Ford announced recently that it is developing advanced headlights technology that can automatically point to people or animals in the dark. The technology also allows for the headlights to widen beams at risky junctions. However, the revolutionary technology may not make it to the U.S. as per a policy that dates back to 1968.
Camera-Based Advanced Front Lighting System
Ford announced that it is developing an advanced lighting technology that enables drivers to easily see potential hazards during nighttime driving. The technology, called the Camera-Based Advanced Front Lightning System, can widen beams at junctions and roundabouts after interpreting traffic signs, the company said in its announcement.
Headlights of such technology use GPS-enabled system front-facing camera that is capable of remembering roadways and direct lighting to help drivers better see bends in the road. The infra-red cameras will also be able to detect pedestrians, cyclists, and animals, and highlight the potential hazards. The advanced system can detect up to eight potential hazards and highlight two highest priorities using specially designed headlights and on-screen display.

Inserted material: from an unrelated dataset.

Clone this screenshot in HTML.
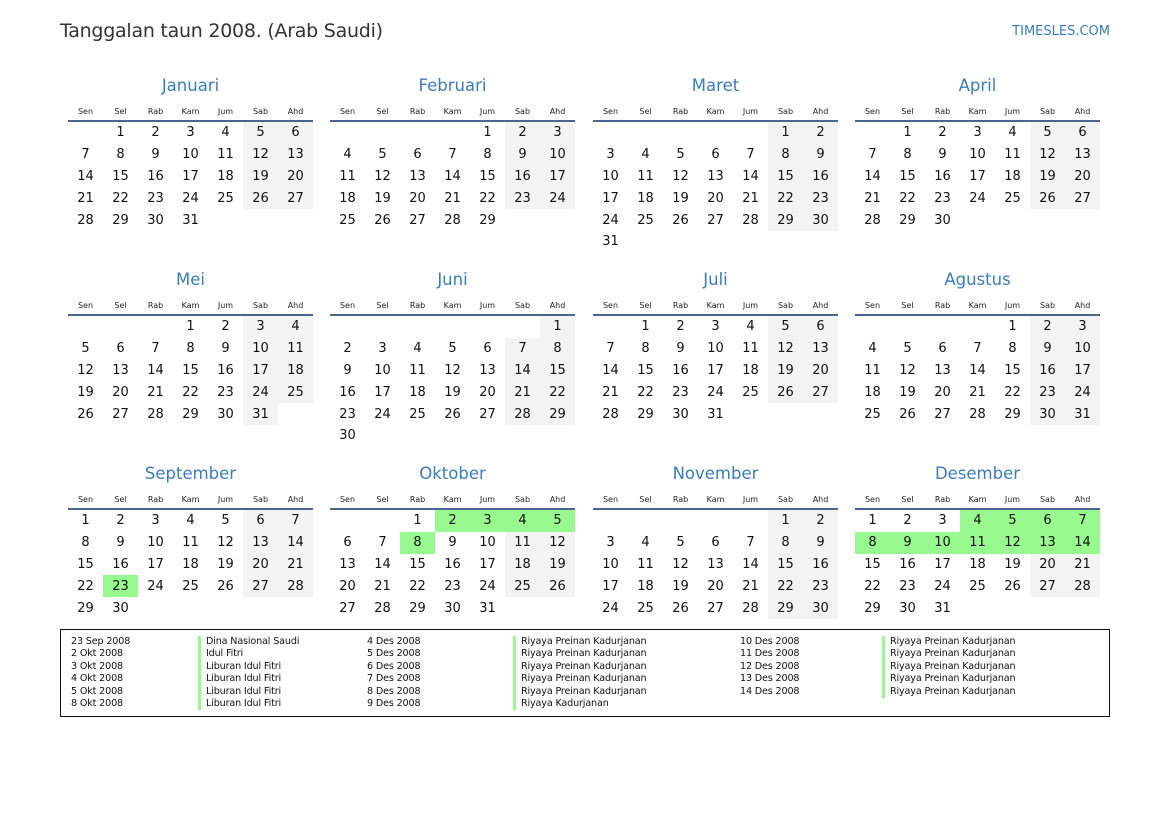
<!DOCTYPE html>
<html><head><meta charset="utf-8"><style>
body{margin:0;width:1169px;height:827px;background:#fff;position:relative;font-family:"DejaVu Sans","Liberation Sans",sans-serif;color:#111;overflow:hidden}
.h1{position:absolute;left:60px;top:20px;font-size:19px;letter-spacing:-0.25px;color:#333}
.site{position:absolute;right:59px;top:24px;font-size:13px;color:#3a7cc0}
.m{position:absolute;width:245px}
.t{height:23px;line-height:23px;text-align:center;font-size:16.5px;color:#3a7cc0}
table{border-collapse:collapse;table-layout:fixed;width:245px}
td{width:35px;height:21.8px;padding:0;text-align:center;font-size:13px;vertical-align:middle}
th{height:18px;padding:5px 0 0 0;font-size:8px;font-weight:normal;color:#222;border-bottom:2px solid #4a6590;vertical-align:middle}
.w{background:#f3f3f3}.g{background:#98f98e}
.leg{position:absolute;left:60px;top:629px;width:1048px;height:86px;border:1.5px solid #111}
.c{position:absolute;top:6px;font-size:9.6px;letter-spacing:-0.15px;line-height:12.4px;color:#111}
.b{border-left:3px solid #98f98e;padding-left:5px}
</style></head><body>
<div class="h1">Tanggalan taun 2008. (Arab Saudi)</div>
<div class="site">TIMESLES.COM</div>

<div class="m" style="left:68px;top:74px"><div class="t">Januari</div><table>
<tr><th>Sen</th><th>Sel</th><th>Rab</th><th>Kam</th><th>Jum</th><th>Sab</th><th>Ahd</th></tr>
<tr><td></td><td>1</td><td>2</td><td>3</td><td>4</td><td class=w>5</td><td class=w>6</td></tr>
<tr><td>7</td><td>8</td><td>9</td><td>10</td><td>11</td><td class=w>12</td><td class=w>13</td></tr>
<tr><td>14</td><td>15</td><td>16</td><td>17</td><td>18</td><td class=w>19</td><td class=w>20</td></tr>
<tr><td>21</td><td>22</td><td>23</td><td>24</td><td>25</td><td class=w>26</td><td class=w>27</td></tr>
<tr><td>28</td><td>29</td><td>30</td><td>31</td><td></td><td></td><td></td></tr>
</table></div>

<div class="m" style="left:330px;top:74px"><div class="t">Februari</div><table>
<tr><th>Sen</th><th>Sel</th><th>Rab</th><th>Kam</th><th>Jum</th><th>Sab</th><th>Ahd</th></tr>
<tr><td></td><td></td><td></td><td></td><td>1</td><td class=w>2</td><td class=w>3</td></tr>
<tr><td>4</td><td>5</td><td>6</td><td>7</td><td>8</td><td class=w>9</td><td class=w>10</td></tr>
<tr><td>11</td><td>12</td><td>13</td><td>14</td><td>15</td><td class=w>16</td><td class=w>17</td></tr>
<tr><td>18</td><td>19</td><td>20</td><td>21</td><td>22</td><td class=w>23</td><td class=w>24</td></tr>
<tr><td>25</td><td>26</td><td>27</td><td>28</td><td>29</td><td></td><td></td></tr>
</table></div>

<div class="m" style="left:593px;top:74px"><div class="t">Maret</div><table>
<tr><th>Sen</th><th>Sel</th><th>Rab</th><th>Kam</th><th>Jum</th><th>Sab</th><th>Ahd</th></tr>
<tr><td></td><td></td><td></td><td></td><td></td><td class=w>1</td><td class=w>2</td></tr>
<tr><td>3</td><td>4</td><td>5</td><td>6</td><td>7</td><td class=w>8</td><td class=w>9</td></tr>
<tr><td>10</td><td>11</td><td>12</td><td>13</td><td>14</td><td class=w>15</td><td class=w>16</td></tr>
<tr><td>17</td><td>18</td><td>19</td><td>20</td><td>21</td><td class=w>22</td><td class=w>23</td></tr>
<tr><td>24</td><td>25</td><td>26</td><td>27</td><td>28</td><td class=w>29</td><td class=w>30</td></tr>
<tr><td>31</td><td></td><td></td><td></td><td></td><td></td><td></td></tr>
</table></div>

<div class="m" style="left:855px;top:74px"><div class="t">April</div><table>
<tr><th>Sen</th><th>Sel</th><th>Rab</th><th>Kam</th><th>Jum</th><th>Sab</th><th>Ahd</th></tr>
<tr><td></td><td>1</td><td>2</td><td>3</td><td>4</td><td class=w>5</td><td class=w>6</td></tr>
<tr><td>7</td><td>8</td><td>9</td><td>10</td><td>11</td><td class=w>12</td><td class=w>13</td></tr>
<tr><td>14</td><td>15</td><td>16</td><td>17</td><td>18</td><td class=w>19</td><td class=w>20</td></tr>
<tr><td>21</td><td>22</td><td>23</td><td>24</td><td>25</td><td class=w>26</td><td class=w>27</td></tr>
<tr><td>28</td><td>29</td><td>30</td><td></td><td></td><td></td><td></td></tr>
</table></div>

<div class="m" style="left:68px;top:268px"><div class="t">Mei</div><table>
<tr><th>Sen</th><th>Sel</th><th>Rab</th><th>Kam</th><th>Jum</th><th>Sab</th><th>Ahd</th></tr>
<tr><td></td><td></td><td></td><td>1</td><td>2</td><td class=w>3</td><td class=w>4</td></tr>
<tr><td>5</td><td>6</td><td>7</td><td>8</td><td>9</td><td class=w>10</td><td class=w>11</td></tr>
<tr><td>12</td><td>13</td><td>14</td><td>15</td><td>16</td><td class=w>17</td><td class=w>18</td></tr>
<tr><td>19</td><td>20</td><td>21</td><td>22</td><td>23</td><td class=w>24</td><td class=w>25</td></tr>
<tr><td>26</td><td>27</td><td>28</td><td>29</td><td>30</td><td class=w>31</td><td></td></tr>
</table></div>

<div class="m" style="left:330px;top:268px"><div class="t">Juni</div><table>
<tr><th>Sen</th><th>Sel</th><th>Rab</th><th>Kam</th><th>Jum</th><th>Sab</th><th>Ahd</th></tr>
<tr><td></td><td></td><td></td><td></td><td></td><td></td><td class=w>1</td></tr>
<tr><td>2</td><td>3</td><td>4</td><td>5</td><td>6</td><td class=w>7</td><td class=w>8</td></tr>
<tr><td>9</td><td>10</td><td>11</td><td>12</td><td>13</td><td class=w>14</td><td class=w>15</td></tr>
<tr><td>16</td><td>17</td><td>18</td><td>19</td><td>20</td><td class=w>21</td><td class=w>22</td></tr>
<tr><td>23</td><td>24</td><td>25</td><td>26</td><td>27</td><td class=w>28</td><td class=w>29</td></tr>
<tr><td>30</td><td></td><td></td><td></td><td></td><td></td><td></td></tr>
</table></div>

<div class="m" style="left:593px;top:268px"><div class="t">Juli</div><table>
<tr><th>Sen</th><th>Sel</th><th>Rab</th><th>Kam</th><th>Jum</th><th>Sab</th><th>Ahd</th></tr>
<tr><td></td><td>1</td><td>2</td><td>3</td><td>4</td><td class=w>5</td><td class=w>6</td></tr>
<tr><td>7</td><td>8</td><td>9</td><td>10</td><td>11</td><td class=w>12</td><td class=w>13</td></tr>
<tr><td>14</td><td>15</td><td>16</td><td>17</td><td>18</td><td class=w>19</td><td class=w>20</td></tr>
<tr><td>21</td><td>22</td><td>23</td><td>24</td><td>25</td><td class=w>26</td><td class=w>27</td></tr>
<tr><td>28</td><td>29</td><td>30</td><td>31</td><td></td><td></td><td></td></tr>
</table></div>

<div class="m" style="left:855px;top:268px"><div class="t">Agustus</div><table>
<tr><th>Sen</th><th>Sel</th><th>Rab</th><th>Kam</th><th>Jum</th><th>Sab</th><th>Ahd</th></tr>
<tr><td></td><td></td><td></td><td></td><td>1</td><td class=w>2</td><td class=w>3</td></tr>
<tr><td>4</td><td>5</td><td>6</td><td>7</td><td>8</td><td class=w>9</td><td class=w>10</td></tr>
<tr><td>11</td><td>12</td><td>13</td><td>14</td><td>15</td><td class=w>16</td><td class=w>17</td></tr>
<tr><td>18</td><td>19</td><td>20</td><td>21</td><td>22</td><td class=w>23</td><td class=w>24</td></tr>
<tr><td>25</td><td>26</td><td>27</td><td>28</td><td>29</td><td class=w>30</td><td class=w>31</td></tr>
</table></div>

<div class="m" style="left:68px;top:462px"><div class="t">September</div><table>
<tr><th>Sen</th><th>Sel</th><th>Rab</th><th>Kam</th><th>Jum</th><th>Sab</th><th>Ahd</th></tr>
<tr><td>1</td><td>2</td><td>3</td><td>4</td><td>5</td><td class=w>6</td><td class=w>7</td></tr>
<tr><td>8</td><td>9</td><td>10</td><td>11</td><td>12</td><td class=w>13</td><td class=w>14</td></tr>
<tr><td>15</td><td>16</td><td>17</td><td>18</td><td>19</td><td class=w>20</td><td class=w>21</td></tr>
<tr><td>22</td><td class=g>23</td><td>24</td><td>25</td><td>26</td><td class=w>27</td><td class=w>28</td></tr>
<tr><td>29</td><td>30</td><td></td><td></td><td></td><td></td><td></td></tr>
</table></div>

<div class="m" style="left:330px;top:462px"><div class="t">Oktober</div><table>
<tr><th>Sen</th><th>Sel</th><th>Rab</th><th>Kam</th><th>Jum</th><th>Sab</th><th>Ahd</th></tr>
<tr><td></td><td></td><td>1</td><td class=g>2</td><td class=g>3</td><td class=g>4</td><td class=g>5</td></tr>
<tr><td>6</td><td>7</td><td class=g>8</td><td>9</td><td>10</td><td class=w>11</td><td class=w>12</td></tr>
<tr><td>13</td><td>14</td><td>15</td><td>16</td><td>17</td><td class=w>18</td><td class=w>19</td></tr>
<tr><td>20</td><td>21</td><td>22</td><td>23</td><td>24</td><td class=w>25</td><td class=w>26</td></tr>
<tr><td>27</td><td>28</td><td>29</td><td>30</td><td>31</td><td></td><td></td></tr>
</table></div>

<div class="m" style="left:593px;top:462px"><div class="t">November</div><table>
<tr><th>Sen</th><th>Sel</th><th>Rab</th><th>Kam</th><th>Jum</th><th>Sab</th><th>Ahd</th></tr>
<tr><td></td><td></td><td></td><td></td><td></td><td class=w>1</td><td class=w>2</td></tr>
<tr><td>3</td><td>4</td><td>5</td><td>6</td><td>7</td><td class=w>8</td><td class=w>9</td></tr>
<tr><td>10</td><td>11</td><td>12</td><td>13</td><td>14</td><td class=w>15</td><td class=w>16</td></tr>
<tr><td>17</td><td>18</td><td>19</td><td>20</td><td>21</td><td class=w>22</td><td class=w>23</td></tr>
<tr><td>24</td><td>25</td><td>26</td><td>27</td><td>28</td><td class=w>29</td><td class=w>30</td></tr>
</table></div>

<div class="m" style="left:855px;top:462px"><div class="t">Desember</div><table>
<tr><th>Sen</th><th>Sel</th><th>Rab</th><th>Kam</th><th>Jum</th><th>Sab</th><th>Ahd</th></tr>
<tr><td>1</td><td>2</td><td>3</td><td class=g>4</td><td class=g>5</td><td class=g>6</td><td class=g>7</td></tr>
<tr><td class=g>8</td><td class=g>9</td><td class=g>10</td><td class=g>11</td><td class=g>12</td><td class=g>13</td><td class=g>14</td></tr>
<tr><td>15</td><td>16</td><td>17</td><td>18</td><td>19</td><td class=w>20</td><td class=w>21</td></tr>
<tr><td>22</td><td>23</td><td>24</td><td>25</td><td>26</td><td class=w>27</td><td class=w>28</td></tr>
<tr><td>29</td><td>30</td><td>31</td><td></td><td></td><td></td><td></td></tr>
</table></div>

<div class="leg">
<div class="c" style="left:10px">23 Sep 2008<br>2 Okt 2008<br>3 Okt 2008<br>4 Okt 2008<br>5 Okt 2008<br>8 Okt 2008</div>
<div class="c b" style="left:137px">Dina Nasional Saudi<br>Idul Fitri<br>Liburan Idul Fitri<br>Liburan Idul Fitri<br>Liburan Idul Fitri<br>Liburan Idul Fitri</div>
<div class="c" style="left:306px">4 Des 2008<br>5 Des 2008<br>6 Des 2008<br>7 Des 2008<br>8 Des 2008<br>9 Des 2008</div>
<div class="c b" style="left:452px">Riyaya Preinan Kadurjanan<br>Riyaya Preinan Kadurjanan<br>Riyaya Preinan Kadurjanan<br>Riyaya Preinan Kadurjanan<br>Riyaya Preinan Kadurjanan<br>Riyaya Kadurjanan</div>
<div class="c" style="left:679px">10 Des 2008<br>11 Des 2008<br>12 Des 2008<br>13 Des 2008<br>14 Des 2008</div>
<div class="c b" style="left:821px">Riyaya Preinan Kadurjanan<br>Riyaya Preinan Kadurjanan<br>Riyaya Preinan Kadurjanan<br>Riyaya Preinan Kadurjanan<br>Riyaya Preinan Kadurjanan</div>
</div>
</body></html>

“Many people who drive at night have had to quickly react to someone or something suddenly appearing in the road – as if from nowhere. Ford’s Camera-Based Advanced Front Lighting System and Spot Lighting help ensure the driver is quickly alerted to people or animals that could present a danger,” said Ken Washington, vice president, Ford Research and Advanced Engineering.
“Camera-Based Advanced Front Lighting can help make it easier for the driver to travel at night in unfamiliar surroundings, and to more easily see unexpected hazards. At roundabouts, for example, our system helps the driver to clearly see the exits – and check if cyclists and pedestrians are crossing the road,” said Michael Koherr, research engineer, Lighting Systems, Ford of Europe.
Ford Headlights illegal in U.S.
Unfortunately for U.S. car users, the recent breakthrough from Ford may not make it to the country. According to Mashable, headlights are “technically illegal” in the country as per policy from the National Highway Traffic Safety Administration or NHTSA that dates back to 1968. The policy required for all cars sold in the U.S. to have high and low beams that are directly controlled by the drivers.